St. Louis Post-Dispatch Editorial Board, St. Louis Post-Dispatch on

Published in Political News

A new book about former President Donald Trump’s relationship with the Pentagon’s top military commanders offers a vivid glimpse into the way he misconstrued the military as just another asset in his political inventory, a tool to be used for whatever personal objective he sought. And he actually wondered out loud why his generals couldn’t be more loyal and subservient, like Adolf Hitler’s.

The account in a new book by Peter Baker of The New York Times and Susan Glasser of The New Yorker is just one element of a pattern in which Trump reportedly thought of the presidency in imperial terms, where the law and constitutional restrictions didn’t apply to him. Governmental functions that were supposed to be non-political and independent of White House interference, including Justice Department operations and the entire electoral system, were instead interpreted by Trump to be there for his personal empowerment.

The inherent dangers of such dictatorial powers became obvious on Jan. 6, 2021, when Trump directed a mob toward the Capitol to subvert democracy, as well as last week when the FBI seized a trove of classified documents at Trump’s Mar-a-Lago estate — documents he had no legal right to possess.

In 2020, Trump contemplated activating the National Guard to seize voting records in a bid to prove his wild assertion that the presidential election was stolen from him. Months earlier, he had used the military inappropriately to disperse protesters near the White House so he and the Joint Chiefs chairman, among others, could pose for photos outside a church.
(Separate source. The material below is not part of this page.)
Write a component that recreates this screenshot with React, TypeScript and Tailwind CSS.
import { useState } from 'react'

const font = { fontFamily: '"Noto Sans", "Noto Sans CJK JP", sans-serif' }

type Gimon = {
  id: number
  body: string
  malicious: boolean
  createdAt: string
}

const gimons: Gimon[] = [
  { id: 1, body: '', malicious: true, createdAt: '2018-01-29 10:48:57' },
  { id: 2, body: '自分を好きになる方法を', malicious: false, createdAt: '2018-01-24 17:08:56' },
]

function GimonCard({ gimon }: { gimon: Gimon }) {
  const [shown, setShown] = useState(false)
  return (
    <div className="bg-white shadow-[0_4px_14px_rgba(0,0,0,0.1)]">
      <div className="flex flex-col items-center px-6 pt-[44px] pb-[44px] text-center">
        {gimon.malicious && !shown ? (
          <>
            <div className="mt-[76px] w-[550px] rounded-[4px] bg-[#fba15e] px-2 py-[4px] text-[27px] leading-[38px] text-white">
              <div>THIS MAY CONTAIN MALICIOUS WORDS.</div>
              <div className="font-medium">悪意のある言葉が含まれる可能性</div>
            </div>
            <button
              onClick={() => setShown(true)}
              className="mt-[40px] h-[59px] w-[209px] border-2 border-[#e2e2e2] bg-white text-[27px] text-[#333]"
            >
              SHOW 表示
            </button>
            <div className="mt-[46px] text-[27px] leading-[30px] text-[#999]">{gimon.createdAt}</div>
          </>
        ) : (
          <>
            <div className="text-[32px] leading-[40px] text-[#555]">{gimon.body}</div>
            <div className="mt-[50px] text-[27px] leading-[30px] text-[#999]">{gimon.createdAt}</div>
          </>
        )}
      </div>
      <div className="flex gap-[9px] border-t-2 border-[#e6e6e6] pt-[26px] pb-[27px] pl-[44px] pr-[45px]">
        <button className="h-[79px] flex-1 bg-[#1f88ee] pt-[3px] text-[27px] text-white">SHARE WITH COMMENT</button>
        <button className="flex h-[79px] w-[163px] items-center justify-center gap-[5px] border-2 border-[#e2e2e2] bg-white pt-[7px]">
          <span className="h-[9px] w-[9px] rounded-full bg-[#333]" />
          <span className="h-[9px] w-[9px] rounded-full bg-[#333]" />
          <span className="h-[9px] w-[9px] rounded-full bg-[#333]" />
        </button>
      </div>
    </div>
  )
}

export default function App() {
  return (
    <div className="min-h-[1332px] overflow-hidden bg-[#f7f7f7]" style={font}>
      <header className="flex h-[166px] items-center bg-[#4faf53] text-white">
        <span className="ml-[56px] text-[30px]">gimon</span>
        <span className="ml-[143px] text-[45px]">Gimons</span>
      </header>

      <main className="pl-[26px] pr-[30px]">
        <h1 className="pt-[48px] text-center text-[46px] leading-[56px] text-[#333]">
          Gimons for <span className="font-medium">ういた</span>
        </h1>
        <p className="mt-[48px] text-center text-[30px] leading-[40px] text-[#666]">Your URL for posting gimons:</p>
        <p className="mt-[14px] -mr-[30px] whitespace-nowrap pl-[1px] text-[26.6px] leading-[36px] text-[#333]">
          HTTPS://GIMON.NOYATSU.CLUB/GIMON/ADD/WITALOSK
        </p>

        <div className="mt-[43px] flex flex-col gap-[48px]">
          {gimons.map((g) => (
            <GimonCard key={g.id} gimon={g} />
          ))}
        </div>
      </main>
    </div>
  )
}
His former chief of staff, retired Marine Gen. John Kelly, recalled a complaint Trump made about all the second-guessing he was getting from the Pentagon’s top brass. “Why can’t you be like the German generals?” Trump complained. Kelly responded, according to the book, that Hitler’s generals tried three times to kill him — a fact Trump denied because it didn’t fit his delusional version of world history.

 

Trump was so mercurial and so resentful of advice that didn’t mesh with his own thinking that top generals actively sought to avoid the Joint Chiefs chairmanship because they didn’t want to have to deal with him.

Dangerous as was a situation in which the top Pentagon command distrusted the president and his motives and considered not carrying out his orders, the bigger danger was the way Trump wanted to subvert the military for his own political advancement. He wanted a big military parade but insisted it exclude wounded veterans because “this doesn’t look good for me.”

Much as Trump and his supporters try to portray the Mar-a-Lago search as signifying America’s descent into banana republic politics, the real culprit was his own subversion of democracy and attempt to politicize the military. Luckily, the generals refused to go along. Too bad the same can’t be said of the Republican Party.